One-Size-Fits-All Leaves ELLs Behind

The No Child Left Behind Act has been marketed as a law designed to help underachieving students, including English language learners. "Holding schools accountable" for their academic progress is advertised as a sure-fire way to eliminate racial and ethnic "achievement gaps." According to this logic, attaching punitive sanctions to low test scores – accepting "no excuses" for failure – will force educators to do a better job for minority children.

It's an effective sales pitch, delivered in the language of civil rights. Former Secretary of Education Rod Paige has hailed NCLB as a tool of racial justice, "the next logical step" after Brown v. Board of Education. President George W. Bush, among others, continues to denounce the law's critics for espousing "the soft bigotry of low expectations," a belief that minority students "can't learn." NCLB-style accountability, its enthusiasts claim, is the only way to ensure that no child is "left behind."

Don't buy it. NCLB is an evasion, not an affirmation, of civil-rights principles. It diverts attention from the cause of equal opportunity by focusing on a single, misleading measure of school quality: standardized tests. It ignores everything else, including the adequacy – and equity – of resources, facilities, staff, and curriculum.

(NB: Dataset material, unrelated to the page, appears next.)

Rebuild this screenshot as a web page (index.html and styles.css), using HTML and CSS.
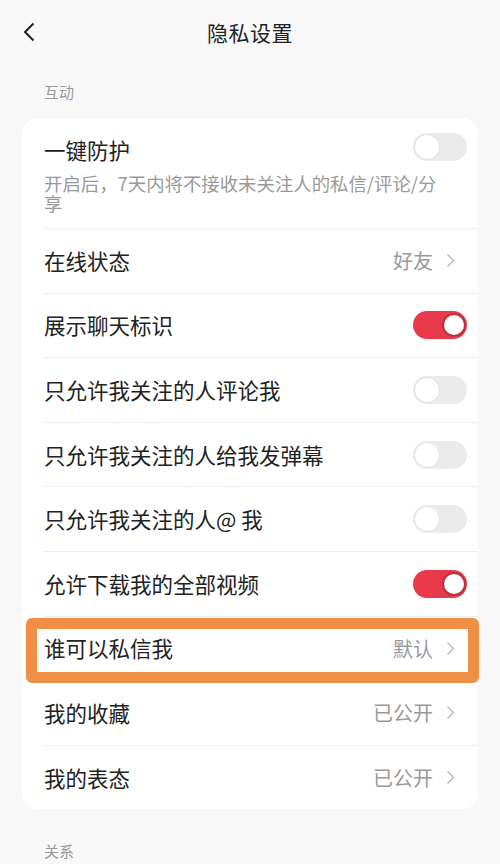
FILE: index.html
```html
<!DOCTYPE html>
<html lang="zh-CN">
<head>
    <meta charset="UTF-8">
    <meta name="viewport" content="width=device-width, initial-scale=1.0">
    <title>隐私设置</title>
    <link rel="stylesheet" href="styles.css">
</head>
<body>
    <div class="header">
        <svg class="back" width="12" height="20" viewBox="0 0 12 20">
            <polyline points="10.5,1.5 2,10 10.5,18.5" fill="none" stroke="#222" stroke-width="2"/>
        </svg>
        <h1 class="title">隐私设置</h1>
    </div>

    <div class="section">互动</div>

    <div class="card">
        <div class="row first">
            <div class="line">
                <div class="name">一键防护</div>
                <span class="toggle"></span>
            </div>
            <div class="desc">开启后，7天内将不接收未关注人的私信/评论/分享</div>
        </div>
        <div class="row">
            <div class="name">在线状态</div>
            <div class="value">好友<svg class="chev" width="9" height="15" viewBox="0 0 9 15"><polyline points="1.5,1.5 7.5,7.5 1.5,13.5" fill="none" stroke="#bbb" stroke-width="1.5"/></svg></div>
        </div>
        <div class="row">
            <div class="name">展示聊天标识</div>
            <span class="toggle on"></span>
        </div>
        <div class="row">
            <div class="name">只允许我关注的人评论我</div>
            <span class="toggle"></span>
        </div>
        <div class="row">
            <div class="name">只允许我关注的人给我发弹幕</div>
            <span class="toggle"></span>
        </div>
        <div class="row">
            <div class="name">只允许我关注的人@ 我</div>
            <span class="toggle"></span>
        </div>
        <div class="row">
            <div class="name">允许下载我的全部视频</div>
            <span class="toggle on"></span>
        </div>
        <div class="row marked">
            <div class="name">谁可以私信我</div>
            <div class="value">默认<svg class="chev" width="9" height="15" viewBox="0 0 9 15"><polyline points="1.5,1.5 7.5,7.5 1.5,13.5" fill="none" stroke="#bbb" stroke-width="1.5"/></svg></div>
        </div>
        <div class="row">
            <div class="name">我的收藏</div>
            <div class="value">已公开<svg class="chev" width="9" height="15" viewBox="0 0 9 15"><polyline points="1.5,1.5 7.5,7.5 1.5,13.5" fill="none" stroke="#bbb" stroke-width="1.5"/></svg></div>
        </div>
        <div class="row last">
            <div class="name">我的表态</div>
            <div class="value">已公开<svg class="chev" width="9" height="15" viewBox="0 0 9 15"><polyline points="1.5,1.5 7.5,7.5 1.5,13.5" fill="none" stroke="#bbb" stroke-width="1.5"/></svg></div>
        </div>
    </div>

    <div class="section bottom">关系</div>
</body>
</html>
```

FILE: styles.css
```css
body {
    margin: 0;
    background: #f8f8f8;
    font-family: "Noto Sans CJK SC", "Noto Sans", sans-serif;
    color: #222;
}

.header {
    position: relative;
    height: 64px;
    display: flex;
    align-items: center;
    justify-content: center;
}

.back {
    position: absolute;
    left: 23px;
    top: 22px;
}

.title {
    margin: 0;
    font-size: 21px;
    font-weight: normal;
    letter-spacing: 0.5px;
}

.section {
    padding: 16px 0 0 44px;
    height: 54px;
    box-sizing: border-box;
    font-size: 15px;
    line-height: 24px;
    color: #999;
}

.section.bottom {
    padding-top: 30px;
}

.card {
    margin: 0 22px;
    background: #fff;
    border-radius: 16px;
}

.row {
    margin-left: 22px;
    padding-right: 11px;
    min-height: 63.6px;
    border-bottom: 1px solid #eeeeee;
    display: flex;
    align-items: center;
    justify-content: space-between;
    position: relative;
}

.row.first {
    display: block;
    padding-top: 17px;
    padding-bottom: 15px;
    min-height: 0;
}

.line {
    display: flex;
    align-items: center;
    justify-content: space-between;
}

.line .toggle {
    margin-top: -6px;
}

.row.last {
    border-bottom: none;
}

.name {
    font-size: 21.5px;
    line-height: 30px;
}

.desc {
    margin-top: 8px;
    width: 405px;
    font-size: 18.4px;
    line-height: 20px;
    color: #999;
}

.value {
    display: flex;
    align-items: center;
    font-size: 20px;
    color: #999;
    padding-right: 12px;
}

.chev {
    margin-left: 13px;
}

.toggle {
    width: 54px;
    height: 28px;
    border-radius: 14px;
    background: #ebebeb;
    position: relative;
    flex-shrink: 0;
}

.toggle::after {
    content: "";
    position: absolute;
    left: 1px;
    top: 1px;
    width: 24px;
    height: 24px;
    border-radius: 50%;
    background: #fff;
    border: 1px solid #e2e2e2;
}

.toggle.on {
    background: #e83a4a;
}

.toggle.on::after {
    left: auto;
    right: 1px;
    top: 2px;
    width: 20px;
    height: 20px;
    border: 2px solid #b8323d;
}

.marked::before {
    content: "";
    position: absolute;
    left: -18px;
    right: -1px;
    top: 1px;
    bottom: -3px;
    border: 11px solid #ee8f45;
    border-radius: 6px;
    pointer-events: none;
}
```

For ELLs in particular, NCLB embodies a one-size-fits-all philosophy that threatens to dismantle bilingual education, reversing a generation of pedagogical advances. Lau v. Nichols, the 1974 Supreme Court decision on school districts' obligations toward these students, specifically rejected that approach. When children face language barriers, the court ruled, schooling must be adapted to their needs:

"There is no equality of treatment merely by providing students with the same facilities, textbooks, teachers, and curriculum; for students who do not understand English are effectively foreclosed from any meaningful education." [emphasis added]

No doubt, if NCLB had existed in 1974, the Supreme Court would have extended this principle to high-stakes testing and "adequate yearly progress" as well. One-size-fits-all "accountability" has had perverse effects that contradict everything we know about best practices for ELLs.

Academic assessments, the linchpin of NCLB's accountability system, are almost invariably in English and are rarely meaningful for children who are still in the process of learning English. Although the law requires that the tests be "valid and reliable," somehow this provision goes unenforced when it comes to ELLs.

Thus NCLB "holds schools accountable" on the basis of information that is questionable at best. Relying on such data about student progress, it is unable to distinguish between ELL programs that are working well, those that are improving, and those that are failing. Yet invalid and unreliable tests are the sole criterion for "high stakes" decisions about schools, such as imposing labels and sanctions for "failure."

NCLB also demands that the "ELL subgroup" – which the law defines by its inability to score at "proficient" levels because of language barriers – must nevertheless make the same progress as all other students toward 100% proficiency in language arts and math by 2014. It's a Catch-22. As individual ELLs become proficient in English, they leave the subgroup and their scores are no longer averaged in. So, as a result of individual student progress, the ELL subgroup average goes down. In effect, NCLB "holds schools accountable" for failing to achieve what is mathematically impossible.

Why would would we impose such a system if the aim is truly to improve the public schools? Such a policy would make sense, on the other hand, if the aim is to discredit the public schools and build political support for alternatives such as vouchers, corporate takeovers, and charter schools. There is no question that privatization of American education is the ultimate goal of some (though not all) NCLB proponents.

No doubt others sincerely believe that NCLB will benefit ELLs and other "left behind" groups. But, if so, they owe it to these students to carefully analyze the law's impact thus far. Doing so, we believe, leads to an inescapable conclusion: As a "civil rights" measure, No Child Left Behind is on a collision course with reality.